Vêm aí os russos

Internacional

Apesar do histerismo de Nuno Rogeiro, o Washington Post já veio dizer que os aviões russos não violaram a soberania do espaço aéreo português. Mas vamos supor que sim. Vamos supor que há espaço para mergulharmos colectivamente no delírio de que os russos se arrogaram no direito de voar nos céus do nosso país. Façamo-lo uma vez que há tempo e que o ébola já abandonou as preocupações dos principais órgãos de comunicação social. Enquanto não houver brancos a morrer da doença, deixemos os negros às mãos dos únicos que deles se preocupam: os médicos cubanos.

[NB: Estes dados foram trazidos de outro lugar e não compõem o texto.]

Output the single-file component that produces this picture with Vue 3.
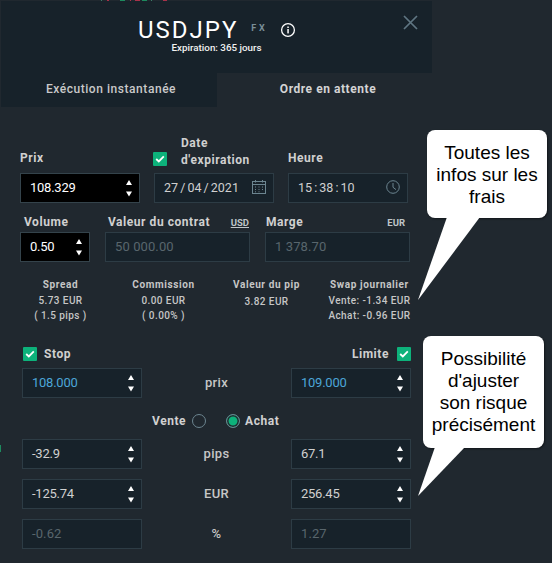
<script setup>
const candles = [
  { x: 101, w: 1, c: '#3b7d68' },
  { x: 107, w: 2, c: '#a8324a' },
  { x: 120, w: 5, c: '#1d8a5e' },
  { x: 130, w: 1, c: '#a8324a' },
  { x: 135, w: 5, c: '#a8324a' },
  { x: 142, w: 5, c: '#1d8a5e' },
  { x: 151, w: 1, c: '#3b7d68' },
  { x: 163, w: 4, c: '#a8324a' },
];

const stats = [
  { title: 'Spread', lines: ['5.73 EUR', '( 1.5 pips )'] },
  { title: 'Commission', lines: ['0.00 EUR', '( 0.00% )'] },
  { title: 'Valeur du pip', lines: ['3.82 EUR'], single: true },
  { title: 'Swap journalier', lines: ['Vente: -1.34 EUR', 'Achat: -0.96 EUR'] },
];
</script>

<template>
  <div class="page">
    <div class="top-strip">
      <i
        v-for="c in candles"
        :key="c.x"
        class="candle"
        :style="{ left: c.x + 'px', width: c.w + 'px', background: c.c }"
      ></i>
    </div>
    <i class="edge-tick"></i>

    <div class="panel">
      <header class="header">
        <div class="title-row">
          <span class="symbol">USDJPY</span>
          <span class="kind">FX</span>
          <svg class="info" width="16" height="16" viewBox="0 0 16 16">
            <circle cx="8" cy="8" r="6.4" fill="none" stroke="#fff" stroke-width="1.3" />
            <rect x="7.3" y="7" width="1.5" height="4.4" fill="#fff" />
            <rect x="7.3" y="4.5" width="1.5" height="1.5" fill="#fff" />
          </svg>
        </div>
        <div class="expiry">Expiration: 365 jours</div>
        <svg class="close" width="15" height="15" viewBox="0 0 15 15">
          <path d="M1 1L14 14M14 1L1 14" stroke="#5f7682" stroke-width="1.7" fill="none" />
        </svg>
      </header>

      <nav class="tabs">
        <div class="tab">Exécution instantanée</div>
        <div class="tab active">Ordre en attente</div>
      </nav>

      <section class="form">
        <div class="row-main">
          <div class="col">
            <label class="lbl">Prix</label>
            <div class="field black">
              <span>108.329</span>
              <svg class="spin" width="8" height="18" viewBox="0 0 8 18"><path d="M4 1L7 6H1Z M4 17.5L1 12.5H7Z" fill="#fff" /></svg>
            </div>
          </div>
          <div class="col">
            <div class="lbl-check">
              <span class="check">
                <svg width="10" height="8" viewBox="0 0 10 8"><path d="M1.2 4L3.8 6.4L8.8 1.4" stroke="#fff" stroke-width="1.8" fill="none" /></svg>
              </span>
              <label class="lbl two-line">Date d'expiration</label>
            </div>
            <div class="field">
              <span class="spaced">27 / 04 / 2021</span>
              <svg class="ico" width="14" height="14" viewBox="0 0 14 14" fill="none" stroke="#6c8590">
                <rect x="0.5" y="1.5" width="13" height="12" />
                <path d="M0.5 4.5H13.5M3.5 0V2.5M10.5 0V2.5" />
                <path d="M3 7H4M6.5 7H7.5M10 7H11M3 9.5H4M6.5 9.5H7.5M10 9.5H11M3 11.8H4M6.5 11.8H7.5" />
              </svg>
            </div>
          </div>
          <div class="col">
            <label class="lbl">Heure</label>
            <div class="field">
              <span class="spaced">15 : 38 : 10</span>
              <svg class="ico" width="14" height="14" viewBox="0 0 14 14" fill="none" stroke="#6c8590">
                <circle cx="7" cy="7" r="6.3" />
                <path d="M7 3V7.3L10 9.6" />
              </svg>
            </div>
          </div>
        </div>

        <div class="row-second">
          <div class="col">
            <label class="lbl lbl-volume">Volume</label>
            <div class="field black">
              <span>0.50</span>
              <svg class="spin" width="8" height="18" viewBox="0 0 8 18"><path d="M4 1L7 6H1Z M4 17.5L1 12.5H7Z" fill="#fff" /></svg>
            </div>
          </div>
          <div class="col">
            <div class="lbl-split contract">
              <label class="lbl">Valeur du contrat</label>
              <span class="unit link">USD</span>
            </div>
            <div class="field muted"><span>50 000.00</span></div>
          </div>
          <div class="col">
            <div class="lbl-split">
              <label class="lbl">Marge</label>
              <span class="unit">EUR</span>
            </div>
            <div class="field muted"><span>1 378.70</span></div>
          </div>
        </div>

        <div class="stats">
          <div v-for="s in stats" :key="s.title" class="stat" :class="{ single: s.single }">
            <div class="stat-title">{{ s.title }}</div>
            <div v-for="l in s.lines" :key="l" class="stat-line">{{ l }}</div>
          </div>
        </div>

        <div class="risk">
          <div class="risk-head">
            <div class="risk-toggle stop">
              <span class="check">
                <svg width="10" height="8" viewBox="0 0 10 8"><path d="M1.2 4L3.8 6.4L8.8 1.4" stroke="#fff" stroke-width="1.8" fill="none" /></svg>
              </span>
              <span class="lbl">Stop</span>
            </div>
            <div class="risk-toggle limit">
              <span class="lbl">Limite</span>
              <span class="check">
                <svg width="10" height="8" viewBox="0 0 10 8"><path d="M1.2 4L3.8 6.4L8.8 1.4" stroke="#fff" stroke-width="1.8" fill="none" /></svg>
              </span>
            </div>
          </div>

          <div class="risk-grid">
            <div class="field blue">
              <span>108.000</span>
              <svg class="spin" width="8" height="18" viewBox="0 0 8 18"><path d="M4 1L7 6H1Z M4 17.5L1 12.5H7Z" fill="#fff" /></svg>
            </div>
            <div class="mid">prix</div>
            <div class="field blue">
              <span>109.000</span>
              <svg class="spin" width="8" height="18" viewBox="0 0 8 18"><path d="M4 1L7 6H1Z M4 17.5L1 12.5H7Z" fill="#fff" /></svg>
            </div>
          </div>

          <div class="side">
            <span class="lbl">Vente</span>
            <span class="radio"></span>
            <span class="radio on"></span>
            <span class="lbl">Achat</span>
          </div>

          <div class="risk-grid">
            <div class="field">
              <span>-32.9</span>
              <svg class="spin" width="8" height="18" viewBox="0 0 8 18"><path d="M4 1L7 6H1Z M4 17.5L1 12.5H7Z" fill="#fff" /></svg>
            </div>
            <div class="mid">pips</div>
            <div class="field">
              <span>67.1</span>
              <svg class="spin" width="8" height="18" viewBox="0 0 8 18"><path d="M4 1L7 6H1Z M4 17.5L1 12.5H7Z" fill="#fff" /></svg>
            </div>

            <div class="field">
              <span>-125.74</span>
              <svg class="spin" width="8" height="18" viewBox="0 0 8 18"><path d="M4 1L7 6H1Z M4 17.5L1 12.5H7Z" fill="#fff" /></svg>
            </div>
            <div class="mid">EUR</div>
            <div class="field">
              <span>256.45</span>
              <svg class="spin" width="8" height="18" viewBox="0 0 8 18"><path d="M4 1L7 6H1Z M4 17.5L1 12.5H7Z" fill="#fff" /></svg>
            </div>

            <div class="field muted"><span>-0.62</span></div>
            <div class="mid">%</div>
            <div class="field muted"><span>1.27</span></div>
          </div>
        </div>
      </section>
    </div>

    <!-- bulles par dessus le formulaire -->
    <div class="bubble bubble-fees">
      Toutes les<br />infos sur les<br />frais
      <svg class="tail" width="70" height="84" viewBox="0 0 70 84">
        <path d="M29 0L0 83L62 0Z" fill="#fff" />
      </svg>
    </div>
    <div class="bubble bubble-risk">
      Possibilité<br />d'ajuster<br />son risque<br />précisément
      <svg class="tail" width="60" height="50" viewBox="0 0 60 50">
        <path d="M12 0L-5 49L42 0Z" fill="#fff" />
      </svg>
    </div>
  </div>
</template>

<style>
body {
  margin: 0;
  background: #20282f;
}
</style>

<style scoped>
.page {
  position: relative;
  width: 552px;
  height: 563px;
  overflow: hidden;
  background: #20282f;
  font-family: Roboto, "Liberation Sans", sans-serif;
  color: #d4d4d4;
}

.top-strip {
  position: absolute;
  left: 0;
  top: 0;
  width: 100%;
  height: 1px;
}

.candle {
  position: absolute;
  top: 0;
  height: 1px;
}

.edge-tick {
  position: absolute;
  left: 0;
  top: 445px;
  width: 1px;
  height: 7px;
  background: #1d8a5e;
}

.panel {
  width: 431px;
  margin-left: 1px;
  padding-top: 1px;
}

.header {
  position: relative;
  height: 72px;
  background: #17222a;
  box-sizing: border-box;
  padding-top: 17px;
}

.title-row {
  display: flex;
  align-items: center;
  height: 24px;
  padding-left: 137px;
}

.symbol {
  font-size: 24px;
  line-height: 24px;
  letter-spacing: 2px;
  color: #fff;
}

.kind {
  margin-left: 13px;
  margin-top: -4px;
  font-size: 9px;
  font-weight: 700;
  letter-spacing: 2.6px;
  color: #7a8e98;
}

.info {
  margin-left: 13px;
}

.expiry {
  text-align: center;
  font-size: 9.8px;
  font-weight: 500;
  line-height: 11px;
  color: #f2f2f2;
}

.close {
  position: absolute;
  left: 402px;
  top: 14px;
}

.tabs {
  display: flex;
  height: 34px;
}

.tab {
  box-sizing: border-box;
  width: 216px;
  padding-left: 4px;
  background: #17222a;
  font-size: 12px;
  font-weight: 500;
  letter-spacing: 0.55px;
  line-height: 33px;
  text-align: center;
  color: #c9c9c9;
}

.tab.active {
  width: 215px;
  padding-left: 7px;
  background: #20282f;
  font-weight: 700;
  color: #d4d4d4;
}

.form {
  padding: 27px 0 0 19px;
}

.col {
  display: flex;
  flex-direction: column;
}

.row-main {
  display: grid;
  grid-template-columns: repeat(3, 120px);
  column-gap: 14px;
  align-items: end;
}

.row-main .col {
  height: 69px;
  justify-content: flex-end;
}

.row-main .lbl {
  margin-bottom: 6px;
}

.lbl {
  font-size: 12px;
  font-weight: 700;
  line-height: 17px;
  letter-spacing: 0.55px;
  color: #d0d0d0;
}

.lbl-check {
  display: flex;
  align-items: center;
  gap: 14px;
}

.lbl-check .check {
  margin: 10px 0 0 -1px;
}

.lbl-check .lbl {
  margin-bottom: 4px;
}

.two-line {
  width: 75px;
}

.field {
  display: flex;
  align-items: center;
  justify-content: space-between;
  box-sizing: border-box;
  height: 30px;
  padding: 0 9px 2px;
  background: #17222a;
  border: 1px solid #2d3c45;
  font-size: 13px;
  letter-spacing: -0.25px;
  color: #d0d0d0;
}

.field.black {
  background: #000;
  color: #fff;
  border-color: #34434b;
}

.field.blue {
  color: #4ca6d8;
}

.field.muted {
  color: #59666d;
  letter-spacing: 0.1px;
}

.spaced {
  font-size: 12.5px;
  letter-spacing: 0;
  word-spacing: -1px;
}

.spin {
  flex: none;
  margin: 2px -3px 0 0;
}

.ico {
  flex: none;
  margin-right: -2px;
}

.row-second {
  display: grid;
  grid-template-columns: 70px 145px 145px;
  column-gap: 15px;
  margin-top: 11px;
}

.row-second .lbl,
.row-second .lbl-split {
  height: 18px;
}

.lbl-volume {
  padding-left: 4px;
}

.lbl-split {
  display: flex;
  align-items: baseline;
  justify-content: space-between;
  padding: 0 1px;
}

.lbl-split.contract {
  padding-left: 3px;
}

.unit {
  font-size: 9.5px;
  font-weight: 700;
  color: #bfc5c9;
  padding-right: 4px;
}

.unit.link {
  padding-right: 0;
  text-decoration: underline;
}

.stats {
  display: grid;
  grid-template-columns: repeat(4, 103px);
  margin: 16px 0 0 -11px;
}

.stat {
  text-align: center;
}

.stat-title {
  margin-bottom: 2px;
  font-size: 10px;
  font-weight: 700;
  letter-spacing: 0.6px;
  line-height: 14px;
  color: #c6c6c6;
}

.stat-line {
  font-size: 10px;
  font-weight: 500;
  letter-spacing: 0.42px;
  line-height: 14.5px;
  color: #c6c6c6;
}

.single .stat-line {
  margin-top: 3px;
}

.risk {
  width: 389px;
  margin: 24px 0 0 2px;
}

.risk-head {
  display: flex;
  justify-content: space-between;
  height: 21px;
}

.risk-toggle {
  display: flex;
  align-items: flex-start;
  gap: 7px;
}

.stop {
  padding-left: 1px;
}

.limit {
  gap: 8px;
}

.risk-toggle .lbl {
  line-height: 14px;
}

.check {
  display: flex;
  align-items: center;
  justify-content: center;
  flex: none;
  width: 14px;
  height: 14px;
  border-radius: 1px;
  background: #0db27b;
}

.risk-grid {
  display: grid;
  grid-template-columns: 120px 1fr 120px;
  row-gap: 10px;
}

.mid {
  text-align: center;
  font-size: 13px;
  font-weight: 500;
  line-height: 29px;
  letter-spacing: 0.3px;
  color: #c6c6c6;
}

.side {
  display: flex;
  align-items: center;
  box-sizing: border-box;
  height: 41px;
  padding: 5px 0 0 130px;
}

.radio {
  box-sizing: border-box;
  width: 14px;
  height: 14px;
  margin-left: 6px;
  border: 1px solid #6c8590;
  border-radius: 50%;
}

.radio.on {
  margin: 0 5px 0 20px;
  background: #0db27b;
  box-shadow: inset 0 0 0 1.5px #20282f;
}

.bubble {
  position: absolute;
  box-sizing: border-box;
  padding-top: 12px;
  background: #fff;
  border-radius: 8px;
  box-shadow: 1px 1px 2px rgba(0, 0, 0, 0.45);
  font-family: "Liberation Sans", Arial, sans-serif;
  font-size: 19px;
  line-height: 22px;
  text-align: center;
  color: #000;
}

.tail {
  position: absolute;
  overflow: visible;
}

.bubble-fees {
  left: 427px;
  top: 130px;
  width: 120px;
  height: 88px;
}

.bubble-fees .tail {
  left: -9px;
  top: 87px;
}

.bubble-risk {
  left: 423px;
  top: 336px;
  width: 121px;
  height: 112px;
}

.bubble-risk .tail {
  left: 0;
  top: 111px;
}
</style>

Para já, dediquemo-nos aos russos que se atreveram a violar o nosso território. E é correcto falar-se de violação porque jamais nos últimos anos Portugal havia sofrido tamanha humilhação. Afinal, não estamos submetidos há várias décadas às decisões de Bruxelas e há vários anos às decisões do FMI. Se vivêssemos num país onde crianças acabam no hospital porque os pais não têm dinheiro para as alimentar, se vivêssemos num país onde doentes oncológicos acabam numa maca no meio da rua, se vivêssemos num país onde uma família acaba despejada da sua casa porque não pagou um imposto automóvel, se vivêssemos num desses países terceiro-mundistas em que os governos vivem à sombra da corrupção e se dedicam a esquartejar o que é propriedade de todos para o vender por tuta e meia às grandes multinacionais estrangeiras, então, sim, escusado será dizer que não teríamos qualquer preocupação com que dois aviões militares tenham sobrevoado o nosso espaço aéreo.

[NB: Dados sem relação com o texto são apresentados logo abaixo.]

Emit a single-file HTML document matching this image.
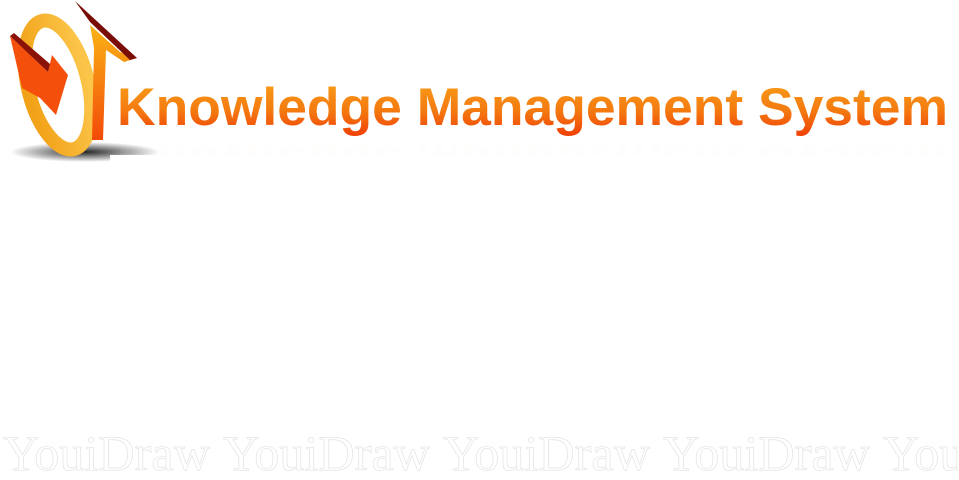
<!DOCTYPE html>
<html><head><meta charset="utf-8"><style>
html,body{margin:0;padding:0;background:#fff;width:959px;height:480px;overflow:hidden}
</style></head><body>
<svg width="959" height="480" viewBox="0 0 959 480" xmlns="http://www.w3.org/2000/svg">
<defs>
<linearGradient id="tg" x1="0" y1="0" x2="0" y2="1">
<stop offset="0" stop-color="#f9a21a"/><stop offset="0.55" stop-color="#f47a10"/><stop offset="1" stop-color="#ef3d06"/>
</linearGradient>
<linearGradient id="rg" x1="0" y1="0" x2="1" y2="0">
<stop offset="0" stop-color="#f2a218"/><stop offset="1" stop-color="#fbc54a"/>
</linearGradient>
<linearGradient id="ig" x1="0" y1="0" x2="0" y2="1">
<stop offset="0" stop-color="#fbb416"/><stop offset="1" stop-color="#f24a08"/>
</linearGradient>
<radialGradient id="sh" cx="0.5" cy="0.5" r="0.5">
<stop offset="0" stop-color="#000" stop-opacity="0.85"/><stop offset="1" stop-color="#000" stop-opacity="0"/>
</radialGradient>
<linearGradient id="rf" x1="0" y1="0" x2="0" y2="1">
<stop offset="0" stop-color="#f7a060" stop-opacity="0.35"/><stop offset="1" stop-color="#fff" stop-opacity="0"/>
</linearGradient>
</defs>
<ellipse cx="85" cy="152" rx="75" ry="10" fill="url(#sh)"/>
<ellipse cx="58" cy="85" rx="30" ry="66" transform="rotate(-14 58 85)" fill="none" stroke="url(#rg)" stroke-width="14"/>
<path d="M90 25 L120 52 L137 58 L124 62 L106 50 L103 140 L92 140 L94 48 Z" fill="url(#ig)"/>
<path d="M75 1 L137 58 L130 60 L90 22 Z" fill="#7a0c08"/>
<path d="M10 36 L48 72 L52 55 L68 75 L56 115 L40 98 L22 88 Z" fill="#f4500c"/>
<path d="M10 36 L14 33 L50 64 L48 72 Z" fill="#8a1208"/>
<text x="117" y="125" font-family="Liberation Sans, sans-serif" font-weight="bold" font-size="53" fill="url(#tg)" textLength="831" lengthAdjust="spacingAndGlyphs">Knowledge Management System</text>
<text x="117" y="138" font-family="Liberation Sans, sans-serif" font-weight="bold" font-size="53" fill="url(#rf)" textLength="831" lengthAdjust="spacingAndGlyphs" transform="translate(0,283) scale(1,-1)" opacity="0.5">Knowledge Management System</text>
<rect x="110" y="155" width="849" height="60" fill="#fff"/>
<g font-family="Liberation Serif, serif" font-size="50" fill="none" stroke="#e6e6e6" stroke-width="0.8">
<text x="3" y="470" textLength="207" lengthAdjust="spacingAndGlyphs">YouiDraw</text>
<text x="223" y="470" textLength="207" lengthAdjust="spacingAndGlyphs">YouiDraw</text>
<text x="443" y="470" textLength="207" lengthAdjust="spacingAndGlyphs">YouiDraw</text>
<text x="663" y="470" textLength="207" lengthAdjust="spacingAndGlyphs">YouiDraw</text>
<text x="883" y="470" textLength="207" lengthAdjust="spacingAndGlyphs">YouiDraw</text>
</g>
</svg>
</body></html>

A soberania nacional é um dos elementos fundamentais para que o nosso povo possa conduzir os seus destinos sem qualquer ingerência externa. Não quero que nenhum aparelho militar estrangeiro entre em território nacional. Mas que a imprensa dê importância à mera aproximação de aeronaves russas quando nos Açores temos aviões norte-americanos estacionados de forma permanente parece-me anedótico. Mais anedótico se pensarmos que por aqui passaram voos secretos com prisioneiros destinados às câmaras da tortura da CIA. O que me parece útil discutir é a dissolução da NATO e o fim da ingerência dos Estados Unidos e da União Europeia na Ucrânia, Síria, Líbia e Iraque. O que me parece útil discutir é a ruptura de Portugal com instituições como o FMI. O que me parece útil discutir é a ruptura com a troika nacional que há quatro décadas ataca os direitos conquistados através da luta e desmantela as funções sociais do Estado. O que me parece útil discutir é a reconquista da soberania sobre o futuro colectivo do nosso povo.